ChrisKeefe · August 17, 2021, 5:41pm

Why do you want to get rid of rare taxa?

As far as I'm aware, there is no inherent value in throwing away biological data. Sometimes people filter data for resource/performance reasons - if you can get away without doing this, you should. Waste not, want not, right? Further, everyone's data is different, so "reasonable percentages" might make your data look more "normal" at the high cost of its uniqueness.

When possible, try to think about your data in biological terms

There is a certain amount of noise inherent to the data we get from sequencing technologies, and we often use tools like denoising and filtering to attempt to reduce noise, so that the data we analyze better represents the actual biological community under study. "Will process X improve the fidelity of my data?" is often a useful razor for deciding how, and how much to filter.

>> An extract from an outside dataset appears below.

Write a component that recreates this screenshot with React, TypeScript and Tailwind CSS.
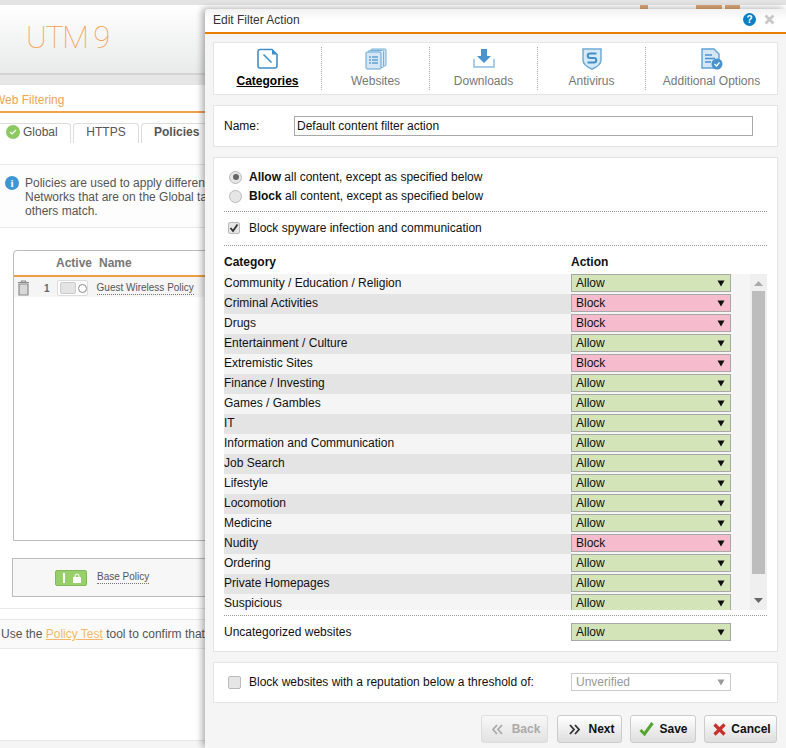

Like the trade-offs Colin mentions between common and rare taxa, there is an inherent tension between noise reduction and the risk of removing rare organisms. The goal is to remove data that is not meaningful to our study, without introducing new biases. A few common approaches to this idea follow, but it's ultimately up to you to decide whether any of these are appropriate to your work, and to justify your choices.

Filtering out samples with unusually low read counts

If you expect a relatively consistent sampling depth, it might be reasonable to drop samples with fewer than some threshold number of reads, with the rationale that there was a failure of some kind in sampling or processing, and they are likely to poorly represent the community sampled.

If 94 of my 96 samples have over 10k+ reads, and two have fewer than 1000 reads, I might use qiime feature-table filter-samples to drop those two because I think they are compromised.

Filtering out artifactual features

If you expect some consistency across sampled communities, it might be reasonable to drop features that appear in fewer than some threshold number of samples, with the rationale that those features are probably artifacts.

If I had 100 mouse fecal samples, from a colony of mice raised together in controlled conditions, I might use 'qiime feature-table filter-features` to filter out any features that appear in only one sample, because I think it is unlikely that only one mouse, at one period of time, would host that organism.

Filtering out contamination

Host sequences, or sequences from contaminants introduced during sampling, lab work, or sequencing, may impact your ability to draw conclusions about the microbial community you're trying to study. If you're getting good results without removing contamination, many people avoid dealing with it entirely - this is not an easy problem to solve. Try searching this forum for posts on contamination removal if you find you need to remove suspected contaminants, but I think that's beyond our scope here.

Good luck!